Реплика медведя, разрезающая сон пополам:

…Здесь мой кум:Погрейся у него немножко!

(VI, 104) —

заодно обозначает в новелле тот «непременный «поворот» в повествовании, благодаря которому все события предстают в новом свете».[207] Этот «поворотный пункт» в «Сне Татьяны» видится почти буквально, потому что композиционная кривая как бы замедленно огибает XVI описательную строфу, устремляя затем далее свой параболически-кометный ход. Он задается медвежьей фразой, ее развернутым содержанием, ее исключительностью и центральным положением в композиции «Сна», подобным месту самого «Сна Татьяны» в композиции всего романа. Слова медведя как будто перерастают их прямой смысл, дополняясь неясными интенциями и значениями. Так, С. Ю. Юрский, исполняя «Онегина», связывает медвежье сообщение с «грозным» восклицанием героя через четыре строфы, произнося оба места каким-то нарочито высоким фальцетом, как бы принадлежащим одному лицу. Голосовая интерпретация актера заставила еще раз присмотреться к поведению медведя и его роли.

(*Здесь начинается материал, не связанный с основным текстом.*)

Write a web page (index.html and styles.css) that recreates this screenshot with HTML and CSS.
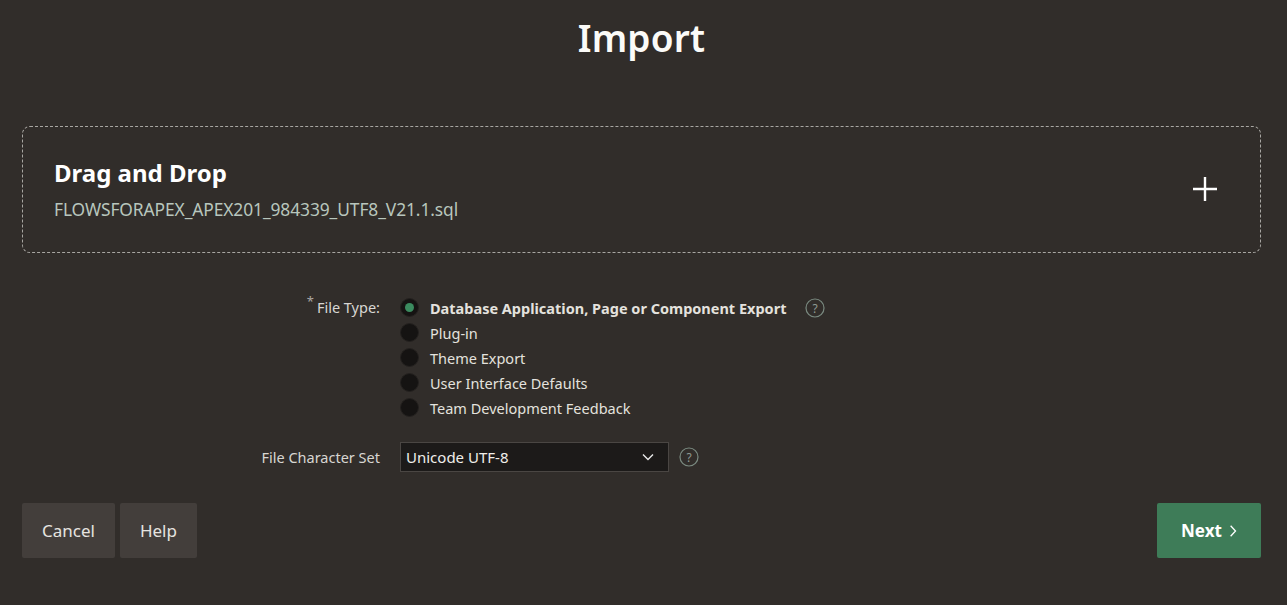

Комментируя «Сон Татьяны», Ю. М. Лотман пишет, что «связь образа медведя с символикой сватовства, брака в обрядовой поэзии отмечалась исследователями».[208] Однако сам комментатор не ограничивается однозначными наведениями на смысл образа, ссылаясь на двойную природу медведя в фольклоре: «В свадебных обрядах в основном раскрывается добрая, «своя», человекообразная природа персонажа, в сказочных – представляющая его хозяином леса, силой, враждебной людям, связанной с водой…».[209] Эта двойственность медведя еще раз удваивается в природе образов «Сна Татьяны» в целом, где фольклорные представления смешиваются с литературно-романтическими, благодаря чему резко усиливаются и усложняются инфернальные мотивы новеллы. Поэтому в медведе угадывается нечто иное, кроме роли сказочно-волшебного пособника героя, проводника Татьяны в лесную хижину Онегина. Прочтение С. Ю. Юрского наводит на возможность неявного отождествления медведя с самим Онегиным.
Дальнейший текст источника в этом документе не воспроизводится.